• **Directive**: Each line that includes the string "React" counts once; give the total and nothing else.

• **Provided data**:
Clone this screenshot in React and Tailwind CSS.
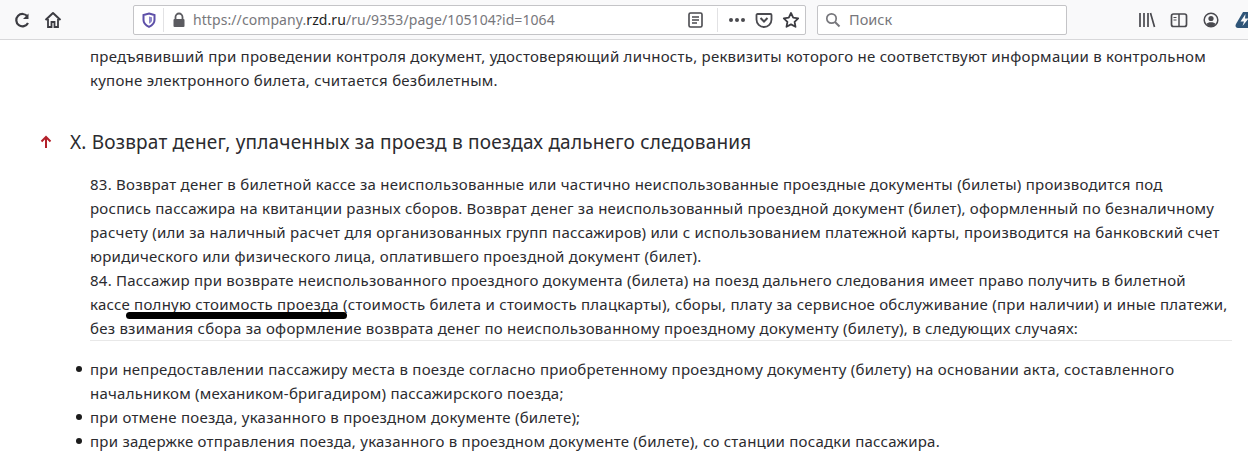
import React from "react";

const font = { fontFamily: '"Noto Sans", "Open Sans", sans-serif' };

function Line({ children }) {
  return <span className="block whitespace-nowrap">{children}</span>;
}

function Icon({ className, children, w = 18, h = 18 }) {
  return (
    <svg width={w} height={h} viewBox={`0 0 ${w} ${h}`} fill="none" className={className}>
      {children}
    </svg>
  );
}

function Toolbar() {
  return (
    <div className="h-10 shrink-0 bg-[#f9f9fa] border-b border-[#d8d8da] flex items-center overflow-hidden">
      <div className="w-[133px] shrink-0 flex items-center pl-[13px] gap-[13px]">
        <Icon>
          <path d="M14.500 5.500A6.200 6.200 0 1 0 15 12" stroke="#3c3c42" strokeWidth="2.200" />
          <path d="M15.500 2.500v5.500h-5.500z" fill="#3c3c42" />
        </Icon>
        <Icon>
          <path d="M1.500 9 9 2l7.500 7" stroke="#3c3c42" strokeWidth="2" strokeLinejoin="round" />
          <path d="M4 8v8h3.500v-5h3v5H14V8" stroke="#3c3c42" strokeWidth="1.800" />
        </Icon>
      </div>
      <div className="h-[30px] w-[673px] shrink-0 bg-white border border-[#c4c4c7] rounded-[2px] flex items-center">
        <div className="w-[29px] flex justify-center shrink-0">
          <Icon w={14} h={16}>
            <path d="M7 1.500 12.500 3v5c0 3.500-2.500 5.500-5.500 6.800C4 13.500 1.500 11.500 1.500 8V3z" stroke="#5d4fa8" strokeWidth="2" />
            <path d="M7 4.500 10 5.300v3c0 1.700-1.300 2.700-3 3.500z" fill="#8d86c9" />
          </Icon>
        </div>
        <div className="w-px h-[24px] bg-[#e2e2e4] shrink-0" />
        <div className="w-[29px] flex justify-center shrink-0">
          <Icon w={14} h={16}>
            <path d="M3.500 7V5a3.500 3.500 0 0 1 7 0v2" stroke="#5b5b60" strokeWidth="1.800" />
            <rect x="1.500" y="7" width="11" height="8" rx="1" fill="#5b5b60" />
          </Icon>
        </div>
        <div className="text-[14px] text-[#77777c] whitespace-nowrap tracking-[0.08px]" style={font}>
          https://company.<span className="text-[#1e1e22]">rzd.ru</span>/ru/9353/page/105104?id=1064
        </div>
        <div className="ml-auto flex items-center">
          <Icon w={16} h={18} className="mr-[13px]">
            <rect x="1" y="2" width="13" height="14" rx="1.500" stroke="#4a4a4f" strokeWidth="1.600" />
            <path d="M4 6h7M4 9h7M4 12h5" stroke="#4a4a4f" strokeWidth="1.300" />
          </Icon>
          <div className="w-px h-[24px] bg-[#e2e2e4] mr-[11px]" />
          <div className="flex gap-[2px] mr-[10px]">
            <span className="w-1 h-1 rounded-full bg-[#4a4a4f]" />
            <span className="w-1 h-1 rounded-full bg-[#4a4a4f]" />
            <span className="w-1 h-1 rounded-full bg-[#4a4a4f]" />
          </div>
          <Icon className="mr-[9px]">
            <path d="M2.500 3h13a1 1 0 0 1 1 1v4.500a7.500 7.500 0 0 1-15 0V4a1 1 0 0 1 1-1z" stroke="#4a4a4f" strokeWidth="1.800" />
            <path d="m5.500 7 3.500 3.500L12.500 7" stroke="#4a4a4f" strokeWidth="2" />
          </Icon>
          <Icon className="mr-[5px]">
            <path d="m9 2 2.200 4.600 5 .700-3.600 3.500.900 5L9 13.400 4.500 15.800l.900-5L1.800 7.300l5-.700z" stroke="#3c3c42" strokeWidth="1.800" strokeLinejoin="round" />
          </Icon>
        </div>
      </div>
      <div className="w-[11px] shrink-0" />
      <div className="h-[30px] w-[250px] shrink-0 bg-white border border-[#c4c4c7] rounded-[2px] flex items-center pl-[7px] gap-[8px]">
        <Icon w={16} h={16}>
          <circle cx="6.500" cy="6.500" r="4.700" stroke="#77777c" strokeWidth="1.700" />
          <path d="m10 10 4.500 4.500" stroke="#77777c" strokeWidth="2" />
        </Icon>
        <span className="text-[14.5px] text-[#77777c]" style={font}>Поиск</span>
      </div>
      <div className="flex items-center ml-[71px] shrink-0">
        <Icon className="mr-[14px]">
          <path d="M2 2v14M6 2v14M10 2v14M12.500 2l4 14" stroke="#4a4a4f" strokeWidth="1.700" />
        </Icon>
        <Icon className="mr-[14px]">
          <rect x="1.500" y="3" width="15" height="12.500" rx="2" stroke="#4a4a4f" strokeWidth="1.700" />
          <path d="M9 3v12.500" stroke="#4a4a4f" strokeWidth="1.500" />
          <path d="M3.500 6.500h3M3.500 9h3" stroke="#4a4a4f" strokeWidth="1.200" />
        </Icon>
        <Icon className="mr-[15px]">
          <circle cx="9" cy="9" r="6.800" stroke="#4a4a4f" strokeWidth="1.500" />
          <circle cx="9" cy="7.500" r="2.600" fill="#4a4a4f" />
          <path d="M4.500 13c1-2.500 8-2.500 9 0l-2 2h-5z" fill="#4a4a4f" />
        </Icon>
        <Icon w={15} h={16} className="shrink-0">
          <path d="M8 0h7v16H3C.500 16 0 14 1 12z" fill="#2f5578" />
          <path d="M10.500 2 5.500 9.500H9L7.500 14l6-7.500H10z" fill="#f9f9fa" />
        </Icon>
      </div>
    </div>
  );
}

export default function App() {
  return (
    <div className="w-[1248px] h-[453px] overflow-hidden bg-white flex flex-col text-[#2b2b2f]" style={font}>
      <Toolbar />
      <main className="relative flex-1 overflow-hidden text-[15px] tracking-[0.24px] leading-6">
        <p className="pl-[90px] pt-[4px]">
          <Line>предъявивший при проведении контроля документ, удостоверяющий личность, реквизиты которого не соответствуют информации в контрольном</Line>
          <Line>купоне электронного билета, считается безбилетным.</Line>
        </p>
        <div className="flex items-center mt-[38px] h-6">
          <svg width="12" height="14" viewBox="0 0 12 14" fill="none" className="ml-[40px] mr-[18px]">
            <path d="M6 13V2M1.500 6.500 6 2l4.500 4.500" stroke="#b3202a" strokeWidth="2" />
          </svg>
          <h2 className="text-[19px] tracking-[0.19px] whitespace-nowrap">X. Возврат денег, уплаченных за проезд в поездах дальнего следования</h2>
        </div>
        <div className="relative ml-[90px] w-[1142px] mt-[18px] border-b border-[#e8e8e8]">
          <p>
            <Line>83. Возврат денег в билетной кассе за неиспользованные или частично неиспользованные проездные документы (билеты) производится под</Line>
            <Line>роспись пассажира на квитанции разных сборов. Возврат денег за неиспользованный проездной документ (билет), оформленный по безналичному</Line>
            <Line>расчету (или за наличный расчет для организованных групп пассажиров) или с использованием платежной карты, производится на банковский счет</Line>
            <Line>юридического или физического лица, оплатившего проездной документ (билет).</Line>
            <Line>84. Пассажир при возврате неиспользованного проездного документа (билета) на поезд дальнего следования имеет право получить в билетной</Line>
            <Line>кассе полную стоимость проезда (стоимость билета и стоимость плацкарты), сборы, плату за сервисное обслуживание (при наличии) и иные платежи,</Line>
            <Line>без взимания сбора за оформление возврата денег по неиспользованному проездному документу (билету), в следующих случаях:</Line>
          </p>
          <div className="absolute left-[36px] top-[140px] w-[221px] h-[7px] rounded-full bg-black" />
        </div>
        <ul className="mt-[16px]">
          {[
            ["при непредоставлении пассажиру места в поезде согласно приобретенному проездному документу (билету) на основании акта, составленного", "начальником (механиком-бригадиром) пассажирского поезда;"],
            ["при отмене поезда, указанного в проездном документе (билете);"],
            ["при задержке отправления поезда, указанного в проездном документе (билете), со станции посадки пассажира."],
          ].map((lines) => (
            <li key={lines[0]} className="relative pl-[90px]">
              <span className="absolute left-[76px] top-[9px] w-[6px] h-[6px] rounded-full bg-[#1c1c1c]" />
              {lines.map((l) => (
                <Line key={l}>{l}</Line>
              ))}
            </li>
          ))}
        </ul>
      </main>
    </div>
  );
}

• **Result of the exercise**: 2